Frosty nights and mornings are an urgent reminder to us that the seasons are changing. We haven’t yet had a major snowstorm, unlike last year when we had heavy snow in mid-September. Still, the days are getting shorter and winter is coming.
Another reminder is that the pheasant and general pronghorn antelope seasons will open this Saturday, October 6.
This weekend’s opener will send many hunters across Montana’s prairies and uplands in search of North America’s fastest quadruped, a truly unique native of the west. It’s an animal with a confusing set of names, as well as a complex set of genetics.
Montana’s hunting regulations refer to the critter as antelope. Most biologists would prefer to simply call it a pronghorn.
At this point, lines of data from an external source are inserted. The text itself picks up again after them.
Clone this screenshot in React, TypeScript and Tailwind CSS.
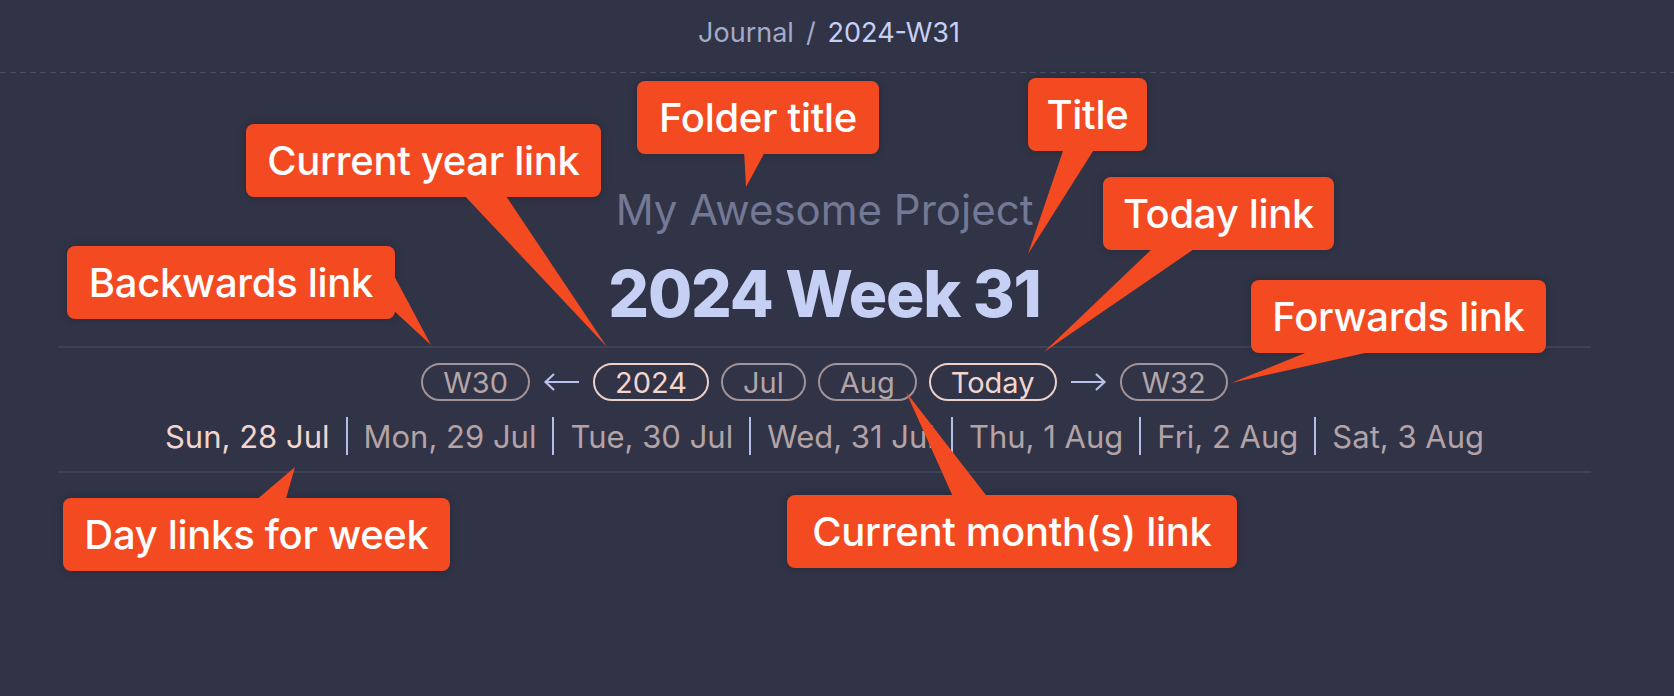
const ORANGE = "#f44a22";

type Callout = {
  label: string;
  box: string;
  tail: string;
};

const callouts: Callout[] = [
  { label: "Folder title", box: "left-[637px] top-[81px] w-[242px]", tail: "744,150 766,150 746,187" },
  { label: "Title", box: "left-[1028px] top-[78px] w-[119px]", tail: "1064,148 1095,148 1028,254" },
  { label: "Current year link", box: "left-[246px] top-[124px] w-[355px]", tail: "462,193 504,193 607,347" },
  { label: "Backwards link", box: "left-[67px] top-[246px] w-[328px]", tail: "391,270 391,308 431,345" },
  { label: "Today link", box: "left-[1103px] top-[177px] w-[231px]", tail: "1154,247 1197,247 1044,352" },
  { label: "Forwards link", box: "left-[1251px] top-[280px] w-[295px]", tail: "1315,349 1383,349 1231,383" },
  { label: "Day links for week", box: "left-[63px] top-[498px] w-[387px]", tail: "254,502 285,502 295,467" },
  { label: "Current month(s) link", box: "left-[787px] top-[495px] w-[450px]", tail: "954,499 989,499 906,392" },
];

const days = [
  { label: "Sun, 28 Jul", active: true },
  { label: "Mon, 29 Jul", active: false },
  { label: "Tue, 30 Jul", active: false },
  { label: "Wed, 31 Jul", active: false },
  { label: "Thu, 1 Aug", active: false },
  { label: "Fri, 2 Aug", active: false },
  { label: "Sat, 3 Aug", active: false },
];

function Pill({ label, active }: { label: string; active?: boolean }) {
  return (
    <span
      className={
        active
          ? "h-[38px] px-[20px] flex items-center rounded-full border-2 border-[#ecd0c9] text-[#f2d5cf] text-[29px] leading-none"
          : "h-[38px] px-[20px] flex items-center rounded-full border-2 border-[#a19397] text-[#b4a5a8] text-[29px] leading-none"
      }
    >
      {label}
    </span>
  );
}

function Arrow({ dir }: { dir: "left" | "right" }) {
  return (
    <svg width="37" height="20" viewBox="0 0 37 20" className="mx-[13px]" fill="none" stroke="#b8c3ec" strokeWidth="2.2">
      {dir === "left" ? (
        <>
          <line x1="2" y1="10" x2="36" y2="10" />
          <polyline points="11,2 2.5,10 11,18" strokeLinejoin="miter" />
        </>
      ) : (
        <>
          <line x1="1" y1="10" x2="35" y2="10" />
          <polyline points="26,2 34.5,10 26,18" strokeLinejoin="miter" />
        </>
      )}
    </svg>
  );
}

export default function App() {
  return (
    <div className="relative w-full h-[696px] overflow-hidden bg-[#313346] font-['Inter',sans-serif]">
      {/* breadcrumb */}
      <div className="h-[72px] pb-[8px] pl-[58px] pr-[74px] flex items-center justify-center gap-[12px] text-[27px] leading-none">
        <span className="text-[#a3abcb]">Journal</span>
        <span className="text-[#a3abcb]">/</span>
        <span className="text-[#c6d0f5]">2024-W31</span>
      </div>
      <div className="h-[1px] w-full bg-[repeating-linear-gradient(to_right,#4b4f66_0_6px,transparent_6px_10px)]" />

      {/* note header */}
      <div className="pl-[58px] pr-[83px] flex flex-col items-center">
        <div className="mt-[113px] h-[48px] flex items-center text-[42px] leading-none text-[#737994]">
          My Awesome Project
        </div>
        <div className="mt-[24px] h-[72px] flex items-center text-[64px] leading-none font-extrabold tracking-[-1.2px] text-[#c6d0f5]">
          2024 Week 31
        </div>
        <div className="mt-[16px] h-[2px] w-full bg-[#3e4257]" />

        <div className="mt-[15px] flex items-center">
          <Pill label="W30" />
          <Arrow dir="left" />
          <div className="flex items-center gap-[12px]">
            <Pill label="2024" active />
            <Pill label="Jul" />
            <Pill label="Aug" />
            <Pill label="Today" active />
          </div>
          <Arrow dir="right" />
          <Pill label="W32" />
        </div>

        <div className="mt-[15px] h-[40px] flex items-center text-[31px] leading-none">
          {days.map((d, i) => (
            <div key={d.label} className="flex items-center">
              {i > 0 && <span className="mx-[16px] w-[2px] h-[38px] bg-[#b3bfe9]" />}
              <span className={d.active ? "text-[#f2d5cf]" : "text-[#b3a3a6]"}>{d.label}</span>
            </div>
          ))}
        </div>
        <div className="mt-[15px] h-[2px] w-full bg-[#3e4257]" />
      </div>

      {/* annotations */}
      {callouts.map((c) => (
        <div
          key={c.label}
          className={`absolute ${c.box} h-[73px] rounded-[8px] bg-[#f44a22] shadow-[0_0_10px_rgba(0,0,0,0.18)] flex items-center justify-center text-white text-[40px] font-medium leading-none tracking-[-0.3px]`}
        >
          {c.label}
        </div>
      ))}
      <svg className="absolute inset-0 pointer-events-none" width="1674" height="696">
        {callouts.map((c) => (
          <polygon key={c.label} points={c.tail} fill={ORANGE} />
        ))}
      </svg>
    </div>
  );
}
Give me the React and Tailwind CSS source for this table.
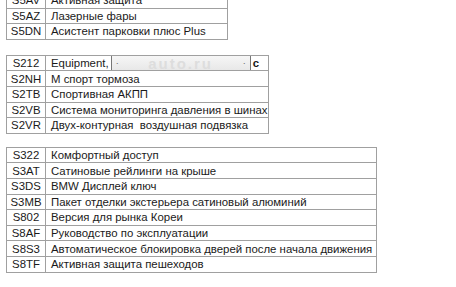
export default function App() {
  const t1 = [
    ["S5AV", "Активная защита"],
    ["S5AZ", "Лазерные фары"],
    ["S5DN", "Асистент парковки плюс Plus"],
  ];
  const t2 = [
    ["S2NH", "М спорт тормоза"],
    ["S2TB", "Спортивная АКПП"],
    ["S2VB", "Система мониторинга давления в шинах"],
    ["S2VR", "Двух-контурная  воздушная подвязка"],
  ];
  const t3 = [
    ["S322", "Комфортный доступ"],
    ["S3AT", "Сатиновые рейлинги на крыше"],
    ["S3DS", "BMW Дисплей ключ"],
    ["S3MB", "Пакет отделки экстерьера сатиновый алюминий"],
    ["S802", "Версия для рынка Кореи"],
    ["S8AF", "Руководство по эксплуатации"],
    ["S8S3", "Автоматическое блокировка дверей после начала движения"],
    ["S8TF", "Активная защита пешеходов"],
  ];
  const Row = ({ c, d }) => (
    <tr>
      <td className="border border-[#a0a0a0] h-[15.6px] text-center p-0 leading-[14px]">{c}</td>
      <td className="border border-[#a0a0a0] pl-[5px] p-0 leading-[14px] whitespace-pre">{d}</td>
    </tr>
  );
  const Cols = () => (
    <colgroup>
      <col className="w-[39px]" />
      <col />
    </colgroup>
  );
  return (
    <div className="w-[456px] h-[287px] overflow-hidden bg-white text-[#1a1a1a] text-[11.4px]" style={{ fontFamily: '"Liberation Sans", Arial, sans-serif' }}>
      <table className="table-fixed border-collapse ml-[6px] mt-[-8px] w-[222px]">
        <Cols />
        <tbody>
          {t1.map(([c, d]) => <Row key={c} c={c} d={d} />)}
        </tbody>
      </table>
      <table className="table-fixed border-collapse ml-[6px] mt-[15px] w-[263px]">
        <Cols />
        <tbody>
          <tr>
            <td className="border border-[#a0a0a0] h-[15.6px] text-center p-0 leading-[14px]">S212</td>
            <td className="border border-[#a0a0a0] pl-[5px] p-0 leading-[14px] whitespace-pre">
              <div className="flex items-center">
                <span>Equipment,</span>
                <span className="ml-[2px] w-[140px] h-[14px] border-l border-r border-[#777] bg-gradient-to-b from-[#f6f6f6] to-[#e8e8e8] flex items-center justify-between px-[4px] text-[9px] text-[#666]">
                  <span>·</span>
                  <span className="text-[15px] tracking-[2px] text-[#dddddd] font-bold leading-none">auto.ru</span>
                  <span>·</span>
                </span>
                <span className="ml-[2px] font-bold">c</span>
              </div>
            </td>
          </tr>
          {t2.map(([c, d]) => <Row key={c} c={c} d={d} />)}
        </tbody>
      </table>
      <table className="table-fixed border-collapse ml-[6px] mt-[13px] w-[371px]">
        <Cols />
        <tbody>
          {t3.map(([c, d]) => <Row key={c} c={c} d={d} />)}
        </tbody>
      </table>
    </div>
  );
}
Captain William Clark of the Lewis & Clark expedition was one of the first Europeans to describe the pronghorn when he shot one in what became Nebraska, describing it in his journal as a “Buck Goat,” going on to say that, “he is more like the Antillope or Gazelle of Africa than any other species of Goat.”
The pronghorn is the last of the Antilocapridae, a group of 12 species that existed in prehistoric times. Scientists believe there were still three other species that existed when humans first came to North America, but the pronghorn is the only one that survived to modern times. Curiously, the pronghorn’s closest living relatives, the giraffe and okapi, are in Africa.
Pronghorns are a success story of modern wildlife management. At the close of the Frontier, pronghorn numbers were down to around 13,000, and many observers feared that pronghorn were destined for extinction, though members of the Boone and Crockett Club advocated for measures to save the pronghorn. Key to the survival of the pronghorn was designation of large tracts of public lands with good habitat for pronghorn. Current numbers of pronghorn are estimated at between 500,000 and a million.
Montana’s pronghorns are widespread much of Montana, ranging from the wide-open prairies of eastern Montana to the foothills of the Rockies. The pronghorn season runs through November 11.
If pronghorns are an ancient native of North America, the pheasant is a relatively recent immigrant. Pheasants are native to China, though they have been brought to many parts of the world. There are many varieties of pheasants, and even the modern chicken is descended from ancient pheasants.
There were early attempts to bring pheasants to the U.S., going as far back as 1733. Our first president, George Washington, had some golden pheasants on his Mount Vernon estate in Virginia.
The most significant introduction of pheasants was in 1881, when Owen Dickerson Denny, the U.S. Consul General to Shanghai, China, shipped 60 Chinese pheasants to Port Townsend, Washington. That first attempt mostly failed, but Denny sent more birds in 1882 and 1884, and pheasants took hold in the Willamette valley of Oregon. Since then, pheasants have been introduced to 40 states, though the nation’s heartland states, including Montana, are where pheasants seem to do best.
While pheasants are a relatively recent immigrant, they found a niche in many states at a time when the vast native prairies of the heartland were converted to agriculture. Pheasants readily adapted to farm country and thrived, filling a void when those same changes sent prairie chickens into a downward spiral in most of their range.
Pheasants were my introduction to the world of hunting and after over 60 years of chasing them, from the family farm in southern Minnesota, to Iowa, North and South Dakota and Montana, they’re still one of my favorites.
While some people like to hunt in a group of hunters marching down a field, I prefer a smaller team, usually just my dog and myself, wandering across the landscape in search of pheasant scent and the thrilling sound and sight of a rooster pheasant taking to the air with a rush of wings, often cackling and scolding us for our intrusion.
If everything works, we’re rewarded with a beautiful, gaudy bird and a delicious dinner. Life is good.